### Given exercise:
Go through the data below. Pull out every line that has the word "this".
++++ Information shown
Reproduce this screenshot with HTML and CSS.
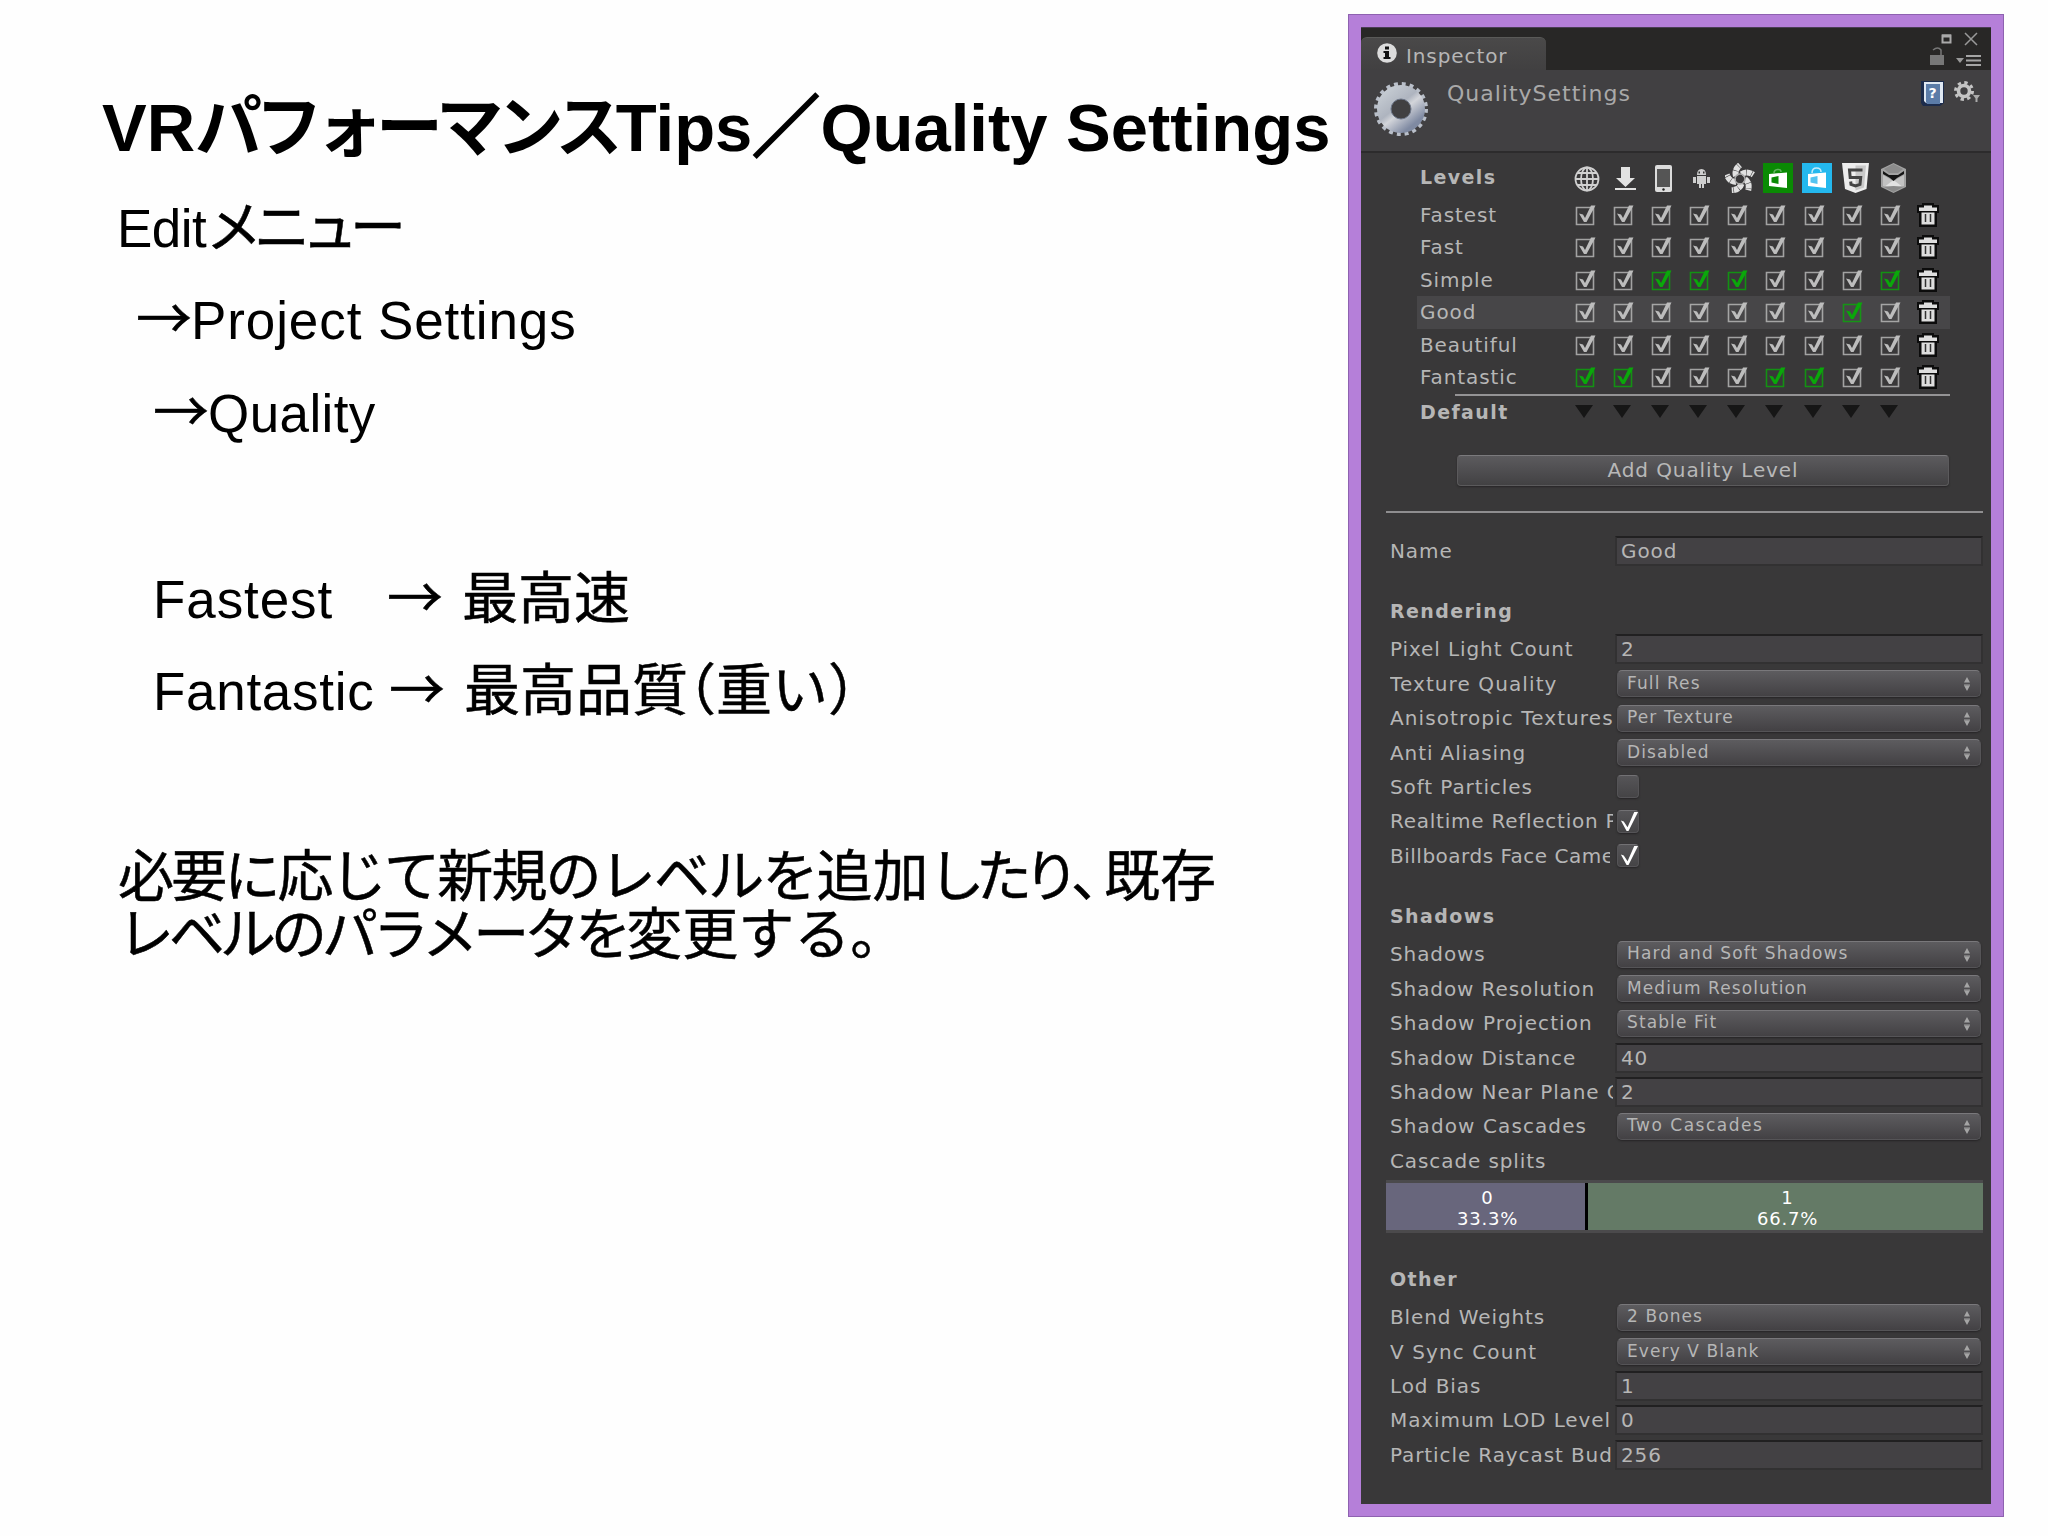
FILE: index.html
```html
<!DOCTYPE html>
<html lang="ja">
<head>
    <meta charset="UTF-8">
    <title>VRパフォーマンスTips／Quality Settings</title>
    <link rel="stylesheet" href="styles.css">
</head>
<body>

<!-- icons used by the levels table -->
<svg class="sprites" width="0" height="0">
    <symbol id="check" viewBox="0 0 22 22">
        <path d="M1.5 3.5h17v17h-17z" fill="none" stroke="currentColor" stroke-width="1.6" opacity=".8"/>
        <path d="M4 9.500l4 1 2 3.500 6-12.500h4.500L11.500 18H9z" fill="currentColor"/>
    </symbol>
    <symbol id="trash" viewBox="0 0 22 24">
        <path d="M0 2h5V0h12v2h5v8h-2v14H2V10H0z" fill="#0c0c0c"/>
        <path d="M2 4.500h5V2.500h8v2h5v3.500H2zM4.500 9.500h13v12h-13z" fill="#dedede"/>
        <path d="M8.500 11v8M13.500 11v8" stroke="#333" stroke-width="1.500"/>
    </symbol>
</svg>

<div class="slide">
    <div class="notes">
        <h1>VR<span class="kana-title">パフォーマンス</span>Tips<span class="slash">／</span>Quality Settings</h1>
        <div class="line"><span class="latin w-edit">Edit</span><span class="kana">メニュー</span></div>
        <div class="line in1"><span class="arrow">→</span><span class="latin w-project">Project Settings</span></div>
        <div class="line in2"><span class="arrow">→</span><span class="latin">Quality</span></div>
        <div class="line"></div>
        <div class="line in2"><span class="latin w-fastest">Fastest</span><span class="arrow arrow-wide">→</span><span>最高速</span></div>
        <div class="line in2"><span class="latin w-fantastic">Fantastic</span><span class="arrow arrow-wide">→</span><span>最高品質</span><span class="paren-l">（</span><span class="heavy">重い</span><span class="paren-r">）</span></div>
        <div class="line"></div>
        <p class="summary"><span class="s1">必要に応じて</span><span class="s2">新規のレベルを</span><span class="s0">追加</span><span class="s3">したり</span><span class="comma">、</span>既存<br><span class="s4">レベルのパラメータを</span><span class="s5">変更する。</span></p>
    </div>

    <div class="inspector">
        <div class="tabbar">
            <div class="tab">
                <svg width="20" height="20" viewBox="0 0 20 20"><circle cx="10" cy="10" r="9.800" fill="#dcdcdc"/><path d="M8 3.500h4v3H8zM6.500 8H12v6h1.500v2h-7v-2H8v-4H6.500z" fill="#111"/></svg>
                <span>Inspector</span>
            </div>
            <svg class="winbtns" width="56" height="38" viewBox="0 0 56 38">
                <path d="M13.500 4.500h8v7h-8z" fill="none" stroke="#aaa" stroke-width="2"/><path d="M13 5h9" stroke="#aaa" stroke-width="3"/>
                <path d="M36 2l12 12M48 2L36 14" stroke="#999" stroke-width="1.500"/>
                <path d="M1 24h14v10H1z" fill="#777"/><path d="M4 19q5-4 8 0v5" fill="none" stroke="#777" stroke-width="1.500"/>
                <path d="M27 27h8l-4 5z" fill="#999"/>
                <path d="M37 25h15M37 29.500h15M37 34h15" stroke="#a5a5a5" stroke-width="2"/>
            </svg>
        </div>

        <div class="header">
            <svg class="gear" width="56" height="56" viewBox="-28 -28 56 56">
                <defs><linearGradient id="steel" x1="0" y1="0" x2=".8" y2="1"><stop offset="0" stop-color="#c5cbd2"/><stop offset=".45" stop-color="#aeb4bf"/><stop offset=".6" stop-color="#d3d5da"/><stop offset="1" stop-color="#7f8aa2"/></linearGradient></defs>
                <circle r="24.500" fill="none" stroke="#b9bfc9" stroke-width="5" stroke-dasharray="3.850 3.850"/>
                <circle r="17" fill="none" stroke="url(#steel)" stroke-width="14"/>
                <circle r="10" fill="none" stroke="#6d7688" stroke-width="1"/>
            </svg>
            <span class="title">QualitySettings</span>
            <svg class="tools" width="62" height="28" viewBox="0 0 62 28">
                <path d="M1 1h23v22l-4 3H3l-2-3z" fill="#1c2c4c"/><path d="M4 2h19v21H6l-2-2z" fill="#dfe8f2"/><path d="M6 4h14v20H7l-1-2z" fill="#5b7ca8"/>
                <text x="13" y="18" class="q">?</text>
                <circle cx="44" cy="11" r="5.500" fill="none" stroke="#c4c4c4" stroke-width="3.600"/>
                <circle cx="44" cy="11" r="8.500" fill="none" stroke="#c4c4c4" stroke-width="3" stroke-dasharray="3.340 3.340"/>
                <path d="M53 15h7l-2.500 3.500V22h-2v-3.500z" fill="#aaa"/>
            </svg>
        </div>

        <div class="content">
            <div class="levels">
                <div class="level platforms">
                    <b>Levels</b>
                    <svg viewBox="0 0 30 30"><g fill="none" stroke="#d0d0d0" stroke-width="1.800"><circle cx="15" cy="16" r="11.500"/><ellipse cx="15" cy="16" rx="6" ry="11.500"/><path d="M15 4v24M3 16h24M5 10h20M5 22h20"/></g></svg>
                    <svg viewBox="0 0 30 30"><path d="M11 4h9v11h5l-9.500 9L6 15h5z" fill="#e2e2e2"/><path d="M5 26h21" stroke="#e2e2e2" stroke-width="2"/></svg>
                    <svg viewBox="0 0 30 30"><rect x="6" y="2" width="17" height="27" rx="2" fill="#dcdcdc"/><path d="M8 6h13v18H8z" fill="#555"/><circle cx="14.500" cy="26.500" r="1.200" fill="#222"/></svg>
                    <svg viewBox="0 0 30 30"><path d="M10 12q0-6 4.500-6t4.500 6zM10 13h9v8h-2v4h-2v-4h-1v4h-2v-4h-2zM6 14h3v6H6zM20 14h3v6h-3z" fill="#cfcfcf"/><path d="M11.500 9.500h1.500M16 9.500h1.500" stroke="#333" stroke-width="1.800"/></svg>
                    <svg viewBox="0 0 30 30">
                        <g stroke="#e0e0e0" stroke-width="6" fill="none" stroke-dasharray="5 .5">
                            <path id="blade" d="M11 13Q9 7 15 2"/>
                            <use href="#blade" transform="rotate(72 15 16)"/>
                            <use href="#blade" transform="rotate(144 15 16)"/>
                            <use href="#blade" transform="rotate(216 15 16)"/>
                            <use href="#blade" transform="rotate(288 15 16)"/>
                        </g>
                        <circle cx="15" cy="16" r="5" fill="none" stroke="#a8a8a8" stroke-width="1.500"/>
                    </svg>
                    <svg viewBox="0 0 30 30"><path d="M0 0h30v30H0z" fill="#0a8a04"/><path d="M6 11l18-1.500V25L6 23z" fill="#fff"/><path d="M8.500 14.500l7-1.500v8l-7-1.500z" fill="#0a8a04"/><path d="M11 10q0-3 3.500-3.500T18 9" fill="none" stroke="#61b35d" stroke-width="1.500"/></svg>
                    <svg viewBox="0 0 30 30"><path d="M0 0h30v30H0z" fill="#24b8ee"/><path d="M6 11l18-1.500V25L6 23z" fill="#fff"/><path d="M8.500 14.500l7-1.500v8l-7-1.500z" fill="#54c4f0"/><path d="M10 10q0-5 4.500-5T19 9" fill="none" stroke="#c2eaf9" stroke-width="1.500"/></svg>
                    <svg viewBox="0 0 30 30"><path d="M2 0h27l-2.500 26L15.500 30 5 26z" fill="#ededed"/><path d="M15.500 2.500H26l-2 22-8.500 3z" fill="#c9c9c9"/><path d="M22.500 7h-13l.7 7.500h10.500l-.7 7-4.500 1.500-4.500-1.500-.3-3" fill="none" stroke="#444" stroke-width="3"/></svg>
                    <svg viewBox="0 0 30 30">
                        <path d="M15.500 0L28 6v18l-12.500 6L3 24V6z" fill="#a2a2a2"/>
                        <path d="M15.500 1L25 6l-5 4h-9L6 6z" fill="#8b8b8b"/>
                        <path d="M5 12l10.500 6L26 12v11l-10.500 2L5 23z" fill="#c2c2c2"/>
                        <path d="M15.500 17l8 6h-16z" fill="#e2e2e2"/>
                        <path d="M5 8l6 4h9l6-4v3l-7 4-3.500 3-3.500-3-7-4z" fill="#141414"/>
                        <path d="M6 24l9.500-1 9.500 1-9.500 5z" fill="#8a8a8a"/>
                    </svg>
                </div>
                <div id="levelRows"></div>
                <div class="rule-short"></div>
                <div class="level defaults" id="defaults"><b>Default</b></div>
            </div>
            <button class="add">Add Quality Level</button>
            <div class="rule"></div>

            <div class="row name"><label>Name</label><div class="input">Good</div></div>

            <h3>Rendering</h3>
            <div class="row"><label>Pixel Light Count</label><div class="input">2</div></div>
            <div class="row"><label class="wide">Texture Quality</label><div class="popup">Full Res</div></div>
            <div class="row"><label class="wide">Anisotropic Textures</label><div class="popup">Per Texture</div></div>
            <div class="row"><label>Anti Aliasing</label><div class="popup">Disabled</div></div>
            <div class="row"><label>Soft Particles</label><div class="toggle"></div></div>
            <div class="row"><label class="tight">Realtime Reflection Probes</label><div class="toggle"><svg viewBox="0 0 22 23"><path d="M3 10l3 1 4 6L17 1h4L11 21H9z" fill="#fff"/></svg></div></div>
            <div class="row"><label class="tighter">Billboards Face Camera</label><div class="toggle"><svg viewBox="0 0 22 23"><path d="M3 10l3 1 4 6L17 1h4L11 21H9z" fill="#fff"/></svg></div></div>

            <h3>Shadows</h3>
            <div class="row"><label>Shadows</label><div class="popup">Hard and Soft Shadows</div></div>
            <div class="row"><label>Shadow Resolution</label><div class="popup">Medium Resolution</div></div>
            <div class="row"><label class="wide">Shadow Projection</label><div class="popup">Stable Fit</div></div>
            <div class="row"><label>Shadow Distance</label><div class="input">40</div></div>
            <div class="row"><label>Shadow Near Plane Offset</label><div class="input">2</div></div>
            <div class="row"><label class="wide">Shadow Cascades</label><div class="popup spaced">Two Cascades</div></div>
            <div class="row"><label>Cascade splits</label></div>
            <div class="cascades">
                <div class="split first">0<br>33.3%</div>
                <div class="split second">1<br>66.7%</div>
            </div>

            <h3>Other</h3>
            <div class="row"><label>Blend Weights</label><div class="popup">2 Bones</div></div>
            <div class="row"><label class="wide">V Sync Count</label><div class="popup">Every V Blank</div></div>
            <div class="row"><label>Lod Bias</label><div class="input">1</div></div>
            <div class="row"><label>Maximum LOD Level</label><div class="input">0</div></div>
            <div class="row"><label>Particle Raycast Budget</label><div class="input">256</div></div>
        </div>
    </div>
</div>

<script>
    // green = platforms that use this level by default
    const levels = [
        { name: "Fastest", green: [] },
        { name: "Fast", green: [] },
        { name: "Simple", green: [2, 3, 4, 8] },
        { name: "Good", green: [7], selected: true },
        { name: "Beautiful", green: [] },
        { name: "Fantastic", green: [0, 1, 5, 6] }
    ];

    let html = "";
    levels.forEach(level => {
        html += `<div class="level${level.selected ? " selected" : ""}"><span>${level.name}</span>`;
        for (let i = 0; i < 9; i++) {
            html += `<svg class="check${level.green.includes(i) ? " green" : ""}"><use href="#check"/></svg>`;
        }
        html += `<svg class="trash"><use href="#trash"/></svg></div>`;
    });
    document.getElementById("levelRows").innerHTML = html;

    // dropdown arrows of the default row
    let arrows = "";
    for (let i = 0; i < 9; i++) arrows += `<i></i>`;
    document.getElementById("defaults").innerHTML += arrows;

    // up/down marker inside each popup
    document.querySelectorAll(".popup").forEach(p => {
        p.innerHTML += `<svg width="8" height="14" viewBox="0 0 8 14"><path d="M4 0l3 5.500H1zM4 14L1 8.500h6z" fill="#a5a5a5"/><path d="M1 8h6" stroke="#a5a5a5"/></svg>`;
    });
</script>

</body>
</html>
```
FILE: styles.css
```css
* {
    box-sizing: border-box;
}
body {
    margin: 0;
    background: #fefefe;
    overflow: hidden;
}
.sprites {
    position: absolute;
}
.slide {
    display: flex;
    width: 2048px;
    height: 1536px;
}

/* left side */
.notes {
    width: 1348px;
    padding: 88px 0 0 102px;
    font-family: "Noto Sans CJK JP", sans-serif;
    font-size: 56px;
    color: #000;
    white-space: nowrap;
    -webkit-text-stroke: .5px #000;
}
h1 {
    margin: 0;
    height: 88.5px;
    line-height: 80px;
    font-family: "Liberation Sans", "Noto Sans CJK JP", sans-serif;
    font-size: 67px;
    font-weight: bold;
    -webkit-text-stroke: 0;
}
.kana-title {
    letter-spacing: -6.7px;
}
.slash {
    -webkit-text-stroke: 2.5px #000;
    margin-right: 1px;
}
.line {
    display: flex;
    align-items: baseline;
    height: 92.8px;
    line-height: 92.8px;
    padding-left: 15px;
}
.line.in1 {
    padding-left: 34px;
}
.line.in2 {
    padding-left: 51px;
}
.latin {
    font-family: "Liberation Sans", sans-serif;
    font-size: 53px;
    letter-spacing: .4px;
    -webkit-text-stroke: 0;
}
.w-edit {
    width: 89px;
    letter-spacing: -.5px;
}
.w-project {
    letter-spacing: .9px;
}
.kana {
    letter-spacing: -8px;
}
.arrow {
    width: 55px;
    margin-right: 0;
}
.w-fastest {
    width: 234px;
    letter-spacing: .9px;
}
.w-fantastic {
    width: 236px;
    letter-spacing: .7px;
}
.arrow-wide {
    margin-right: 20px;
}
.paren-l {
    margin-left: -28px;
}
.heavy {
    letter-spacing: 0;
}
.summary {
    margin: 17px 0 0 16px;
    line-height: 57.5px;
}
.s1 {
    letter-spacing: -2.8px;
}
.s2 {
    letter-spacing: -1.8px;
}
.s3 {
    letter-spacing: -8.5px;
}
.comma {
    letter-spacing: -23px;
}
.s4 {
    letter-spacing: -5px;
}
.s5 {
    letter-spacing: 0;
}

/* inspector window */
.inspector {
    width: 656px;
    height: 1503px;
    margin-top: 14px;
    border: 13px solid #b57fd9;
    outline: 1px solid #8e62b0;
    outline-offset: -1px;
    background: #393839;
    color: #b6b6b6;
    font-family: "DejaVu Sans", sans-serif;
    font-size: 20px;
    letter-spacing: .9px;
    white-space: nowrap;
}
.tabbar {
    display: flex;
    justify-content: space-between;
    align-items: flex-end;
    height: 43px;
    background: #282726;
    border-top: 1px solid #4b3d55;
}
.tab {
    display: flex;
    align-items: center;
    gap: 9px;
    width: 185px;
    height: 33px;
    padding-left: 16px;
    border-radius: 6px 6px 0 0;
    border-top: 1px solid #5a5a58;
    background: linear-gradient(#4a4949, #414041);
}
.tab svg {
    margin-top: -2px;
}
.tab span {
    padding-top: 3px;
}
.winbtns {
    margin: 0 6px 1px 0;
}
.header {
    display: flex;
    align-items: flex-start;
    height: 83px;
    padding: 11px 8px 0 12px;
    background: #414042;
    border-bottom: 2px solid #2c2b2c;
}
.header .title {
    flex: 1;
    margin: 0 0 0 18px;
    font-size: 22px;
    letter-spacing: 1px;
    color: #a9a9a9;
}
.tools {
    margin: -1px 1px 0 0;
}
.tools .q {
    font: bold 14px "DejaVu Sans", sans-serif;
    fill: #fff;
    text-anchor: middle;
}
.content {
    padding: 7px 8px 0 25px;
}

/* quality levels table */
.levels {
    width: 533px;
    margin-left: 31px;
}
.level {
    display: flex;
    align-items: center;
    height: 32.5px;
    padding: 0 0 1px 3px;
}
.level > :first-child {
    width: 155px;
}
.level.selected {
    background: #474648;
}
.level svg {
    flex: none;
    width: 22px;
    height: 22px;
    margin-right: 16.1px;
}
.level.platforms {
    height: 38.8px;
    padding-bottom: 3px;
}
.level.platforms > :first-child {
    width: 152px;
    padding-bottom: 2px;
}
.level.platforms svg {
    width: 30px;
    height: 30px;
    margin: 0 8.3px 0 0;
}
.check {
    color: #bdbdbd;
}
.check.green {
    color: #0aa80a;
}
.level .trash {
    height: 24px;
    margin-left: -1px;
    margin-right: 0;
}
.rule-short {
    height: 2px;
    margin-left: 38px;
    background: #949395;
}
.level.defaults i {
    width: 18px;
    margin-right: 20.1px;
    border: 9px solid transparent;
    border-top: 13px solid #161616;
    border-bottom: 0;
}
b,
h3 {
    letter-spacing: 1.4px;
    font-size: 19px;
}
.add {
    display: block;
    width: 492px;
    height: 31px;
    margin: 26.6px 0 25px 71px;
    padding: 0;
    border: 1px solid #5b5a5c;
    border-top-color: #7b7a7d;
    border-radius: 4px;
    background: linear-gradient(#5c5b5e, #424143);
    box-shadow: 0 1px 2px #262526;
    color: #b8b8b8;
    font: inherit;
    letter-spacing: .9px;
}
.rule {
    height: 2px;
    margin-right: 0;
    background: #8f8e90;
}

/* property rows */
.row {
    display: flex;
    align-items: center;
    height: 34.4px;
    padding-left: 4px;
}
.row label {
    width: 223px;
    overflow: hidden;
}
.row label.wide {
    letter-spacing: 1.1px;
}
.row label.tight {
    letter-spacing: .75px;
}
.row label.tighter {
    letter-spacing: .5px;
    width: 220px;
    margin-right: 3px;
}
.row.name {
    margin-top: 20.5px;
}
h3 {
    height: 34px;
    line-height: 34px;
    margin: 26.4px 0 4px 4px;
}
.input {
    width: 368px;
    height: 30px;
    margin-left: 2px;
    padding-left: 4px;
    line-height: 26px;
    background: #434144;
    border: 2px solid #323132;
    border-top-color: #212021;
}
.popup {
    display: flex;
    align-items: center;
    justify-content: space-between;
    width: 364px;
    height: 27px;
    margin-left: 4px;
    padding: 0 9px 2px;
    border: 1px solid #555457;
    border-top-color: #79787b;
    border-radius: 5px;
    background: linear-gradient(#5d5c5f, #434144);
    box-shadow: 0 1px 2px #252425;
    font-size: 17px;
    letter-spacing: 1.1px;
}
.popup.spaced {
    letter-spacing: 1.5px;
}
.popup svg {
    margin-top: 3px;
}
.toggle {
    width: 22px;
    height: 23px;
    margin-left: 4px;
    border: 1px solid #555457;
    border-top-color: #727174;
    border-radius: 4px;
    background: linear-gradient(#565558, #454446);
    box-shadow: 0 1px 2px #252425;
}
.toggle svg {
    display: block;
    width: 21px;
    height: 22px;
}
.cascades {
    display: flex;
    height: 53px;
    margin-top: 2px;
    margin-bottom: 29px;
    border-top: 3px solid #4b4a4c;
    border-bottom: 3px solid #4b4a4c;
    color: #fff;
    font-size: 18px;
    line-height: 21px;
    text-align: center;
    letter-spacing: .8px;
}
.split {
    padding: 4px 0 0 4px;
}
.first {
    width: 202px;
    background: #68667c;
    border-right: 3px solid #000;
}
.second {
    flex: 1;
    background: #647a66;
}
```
++++++++
### Written response:
Reproduce this screenshot with HTML and CSS.
    // green = platforms that use this level by default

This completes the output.